The onslaught of food begins. First out, the fried chicken, a mix of thighs and breasts — I don’t remember a drumstick, and there are never wings — piled into a bowl. It’s a simple, not very spiced flour coating, and my chicken is fried much the same way. These were hot and fresh from the deep fryer to the point where I had to wait a few minutes to take a bite of my thigh.
Meantime, the filler arrived, in the form of crinkle-cut fries, light golden in color, but cooked through. I sampled a small handful of these for completeness’ sake, but I’m much more a fan of gorging on the sweet cornbready goodness of the hushpuppies.
The Bullock’s cole slaw is a little weird, in that it’s finely chopped and drench in a mayo-based dressing that’s really not all that creamy. It’s certainly on the sweet side, too. But I find myself heaping the stuff on my plate constantly if the bowl stays nearby.
A shaky shot of the green beans, which I still have yet to actually eat in some hundred trips to Bullock’s. They smelled like green beans though, I will give them that.
Brunswick stew, a tomato-based thick soup of shredded pork, potato chunks, corn, and lima beans, hearty, hot, and surprisingly filling.
And my reason for being here, the benchmark against which I judge my own pulled pork. This is barbecue; in this part of North Carolina, “barbecue” always means this plate. You can cook meat over flame on a grill, and yes, there’s still barbecue sauce (which should never go near barbecue), but the noun on its own means what you see here.
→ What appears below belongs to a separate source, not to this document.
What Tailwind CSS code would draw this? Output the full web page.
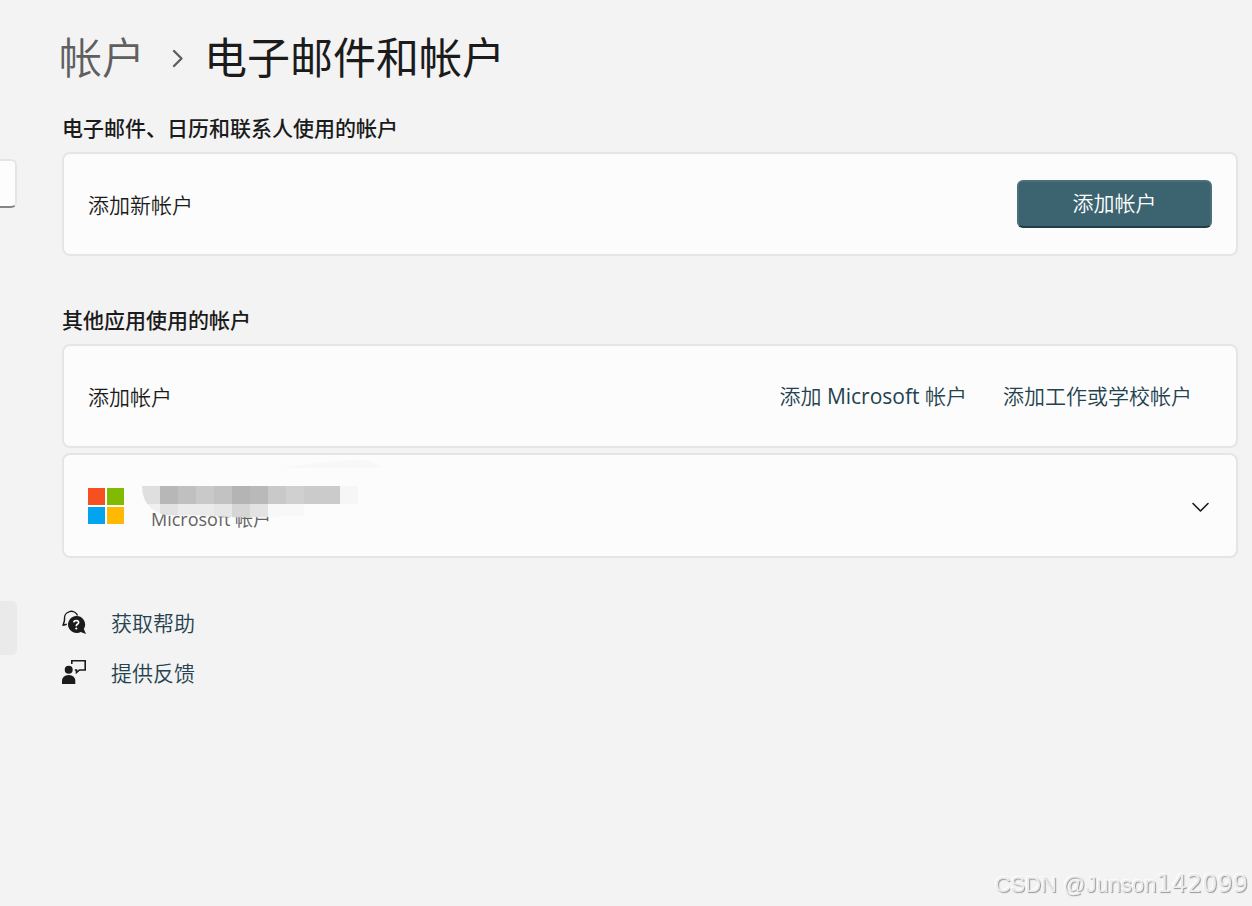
<!DOCTYPE html>
<html lang="zh-CN">

<head>
    <meta charset="UTF-8">
    <meta name="viewport" content="width=device-width, initial-scale=1.0">
    <title>电子邮件和帐户</title>
    <script src="https://cdn.jsdelivr.net/npm/@tailwindcss/browser@4"></script>
</head>

<body class="flex min-h-screen bg-[#f3f3f3] text-[#1b1b1b] font-['Open_Sans','Noto_Sans_CJK_SC',sans-serif]">
    <!-- Sidebar, mostly scrolled out of view -->
    <aside class="w-[17px] shrink-0 overflow-hidden pt-[159px]">
        <input type="search" aria-label="查找设置" class="block h-[49px] w-full rounded-r-md border-2 border-l-0 border-[#e5e5e5] border-b-[#868686] bg-[#fdfdfd]">
        <a href="#" aria-label="帐户" class="mt-[393px] block h-[54px] rounded-r-md bg-[#eaeaea]"></a>
    </aside>

    <main class="min-w-0 flex-1 pt-7 pr-[14px] pl-[45px]">
        <!-- Breadcrumb -->
        <nav class="-ml-[3px] flex h-[60px] items-center text-[43px] font-[350]">
            <a href="#" class="text-[#5f5f5f]">帐户</a>
            <svg class="mr-[17px] ml-[22px] h-5 w-5" viewBox="0 0 20 20" fill="none" stroke="#5f5f5f" stroke-width="2.4" stroke-linecap="round" stroke-linejoin="round">
                <path d="M7 3l7.500 7.500L7 18" />
            </svg>
            <h1 class="font-normal">电子邮件和帐户</h1>
        </nav>

        <!-- Accounts for mail, calendar and contacts -->
        <section class="mt-7">
            <h2 class="text-[21px] leading-6 font-medium">电子邮件、日历和联系人使用的帐户</h2>
            <div class="mt-3 flex h-[104px] items-center justify-between rounded-lg border-2 border-[#e5e5e5] bg-[#fcfcfc] px-6">
                <span class="pt-[3px] text-[21px] font-[350]">添加新帐户</span>
                <button class="h-12 w-[195px] rounded-md border-2 border-[#4a7079] border-b-[#243c45] bg-[#3c6370] text-[21px] font-[350] text-white">添加帐户</button>
            </div>
        </section>

        <!-- Accounts for other apps -->
        <section class="mt-[52px]">
            <h2 class="text-[21px] leading-6 font-medium">其他应用使用的帐户</h2>
            <div class="mt-3 flex h-[104px] items-center justify-between rounded-lg border-2 border-[#e5e5e5] bg-[#fcfcfc] pr-11 pl-6 text-[21px] font-[350]">
                <span class="pt-[3px]">添加帐户</span>
                <div class="flex gap-9 pt-0.5 text-[#24424f]">
                    <a href="#">添加 <span class="font-normal">Microsoft</span> 帐户</a>
                    <a href="#">添加工作或学校帐户</a>
                </div>
            </div>
            <div class="relative mt-[5px] flex h-[105px] items-center rounded-lg border-2 border-[#e5e5e5] bg-[#fcfcfc] px-6">
                <svg class="h-9 w-9" viewBox="0 0 36 36" shape-rendering="crispEdges">
                    <path fill="#f65022" d="M0 0h17v17H0z" />
                    <path fill="#80ba01" d="M19 0h17v17H19z" />
                    <path fill="#02a4ef" d="M0 19h17v17H0z" />
                    <path fill="#ffb902" d="M19 19h17v17H19z" />
                </svg>
                <span class="mt-[26px] ml-[27px] text-lg leading-6 text-[#636363]">Microsoft 帐户</span>
                <!-- Blurred address -->
                <svg class="absolute top-[3px] left-[78px] h-[62px] w-[244px]" viewBox="0 0 244 62">
                    <defs>
                        <clipPath id="smudge">
                            <path d="M0 28H216V46H200Q185 56 160 58L126 59Q90 60 60 57.500L28 57.500Q18 57.500 9 50Q0 42 0 28z" />
                        </clipPath>
                    </defs>
                    <path fill="#f8f8f8" d="M140 10Q180 3 214 2Q234 2 240 10z" />
                    <g clip-path="url(#smudge)" shape-rendering="crispEdges">
                        <path fill="#dfdfdf" d="M0 28h18v18H0z" />
                        <path fill="#b7b7b7" d="M18 28h18v18H18z" />
                        <path fill="#c0c0c0" d="M36 28h18v18H36z" />
                        <path fill="#c9c9c9" d="M54 28h18v18H54z" />
                        <path fill="#c2c2c2" d="M72 28h18v18H72z" />
                        <path fill="#b4b4b4" d="M90 28h18v18H90z" />
                        <path fill="#b9b9b9" d="M108 28h18v18h-18z" />
                        <path fill="#c9c9c9" d="M126 28h18v18h-18z" />
                        <path fill="#d0d0d0" d="M144 28h18v18h-18z" />
                        <path fill="#cbcbcb" d="M162 28h36v18h-36z" />
                        <path fill="#f6f6f6" d="M198 28h18v18h-18z" />
                        <path fill="#f0f0f0" d="M0 46h18v16H0z" />
                        <path fill="#e2e2e2" d="M18 46h18v16H18z" />
                        <path fill="#ebebeb" d="M36 46h36v16H36z" />
                        <path fill="#e6e6e6" d="M72 46h18v16H72z" />
                        <path fill="#d5d5d5" d="M90 46h18v16H90z" />
                        <path fill="#e3e3e3" d="M108 46h18v16h-18z" />
                        <path fill="#f8f8f8" d="M126 46h36v16h-36z" />
                    </g>
                </svg>
                <button aria-label="展开" class="ml-auto">
                    <svg class="h-6 w-6" viewBox="0 0 24 24" fill="none" stroke="#1b1b1b" stroke-width="1.600" stroke-linecap="round" stroke-linejoin="round">
                        <path d="M5 9.500l7.500 7.500L20 9.500" />
                    </svg>
                </button>
            </div>
        </section>

        <!-- Help links -->
        <div class="mt-[39px] text-[21px] font-[350] text-[#24424f]">
            <a href="#" class="flex h-[50px] items-center gap-[25px]">
                <svg class="h-6 w-6" viewBox="0 0 24 24" fill="none">
                    <path stroke="#1b1b1b" stroke-width="1.500" stroke-linejoin="round" d="M15.500 5.500A6.800 6.800 0 0 0 2.500 9L2.400 11L1 15.200L4.800 14.200" />
                    <path fill="#1b1b1b" d="M14.300 6a8.500 8.500 0 1 0 4.400 15.900L24 24l-2.200-5A8.500 8.500 0 0 0 14.300 6z" />
                    <path stroke="#fff" stroke-width="1.700" d="M11.800 12.400Q11.900 10.500 14.300 10.500Q16.700 10.600 16.600 12.500Q16.500 13.700 15.300 14.300Q14.300 14.900 14.300 16.300" />
                    <circle cx="14.300" cy="18.500" r="1.100" fill="#fff" />
                </svg>
                <span class="pt-[3px]">获取帮助</span>
            </a>
            <a href="#" class="flex h-[50px] items-center gap-[25px]">
                <svg class="h-6 w-6" viewBox="0 0 24 24" fill="none">
                    <circle cx="6.700" cy="9.800" r="4" fill="#1b1b1b" />
                    <path fill="#1b1b1b" d="M0 24v-2.500Q0 15 6.700 15T13.300 21.500V24z" />
                    <path stroke="#1b1b1b" stroke-width="1.600" d="M9.800 4V.8H23.200V10H17.500L14.500 12.500V10H12.800" />
                </svg>
                <span class="pt-[3px]">提供反馈</span>
            </a>
        </div>
    </main>

    <!-- Watermark -->
    <div class="fixed right-1 bottom-[3px] font-['Liberation_Sans',sans-serif] text-[22px] leading-9 text-[#ebebeb] [text-shadow:1px_1px_1px_#999,-1px_-1px_1px_#fff]">CSDN @Junson<span class="font-['DejaVu_Sans',sans-serif] text-2xl leading-9">142099</span></div>
</body>

</html>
I filled up my divided plate with a first round of foods, and started working on all that goodness.
The barbecue at Bullock’s is impossibly moist and meaty. It’s faintly tangy, and more than faintly peppery-spicy. It almost melts in my mouth every forkful. I’m guessing if I had access to whole hogs and a big smoker I could more readily duplicate this texture, but on this evening I was in pig heaven, going back to the bowl for more and eating far more than my share of the pork.
I used to skip the Brunswick stew because of the lima beans, but I learned it’s a very important source of pork, so I manage now to eat around those nasty little green bastards to indulge this. There’s just got to be an uncomfortable amount of fat in the liquid here; it too is on the sweet side, and very tasty.
I neglected to take pictures of the innards of the chicken thigh on my first plate, so — in order to receive a second helping of chicken, all dark meat this time, please — I gamely tried the remaining breast. While the thigh was deliciously greasy and hot and juicy all the way through… the breast did a very good job copying his darker friend. I think the fried chicken gets a butter rubdown prior to flouring and frying, and it shows. The skin was quite salty, but not overly so for me, and there was plenty of flavor to satisfy me.
Two thighs, a breast, more than half a pound of barbecue, several scoops of cole slaw and Brunswick stew, a handful of fries, a couple baskets of hushpuppies, and an ungodly amount of sweet tea later, I believe I was done for the evening’s eating festivities. Total cost for this? A whopping $12, cash only, please.
Waddling out, I decided one last look back at the main wall was in order. Billy Joel, Chubby Checker, David Letterman, and a healthy mix of stars, singers, athletes, and local favorites adorn the waiting area and pickup counter. You can’t ask for a more stridently local, beloved institution than Bullock’s Barbeque.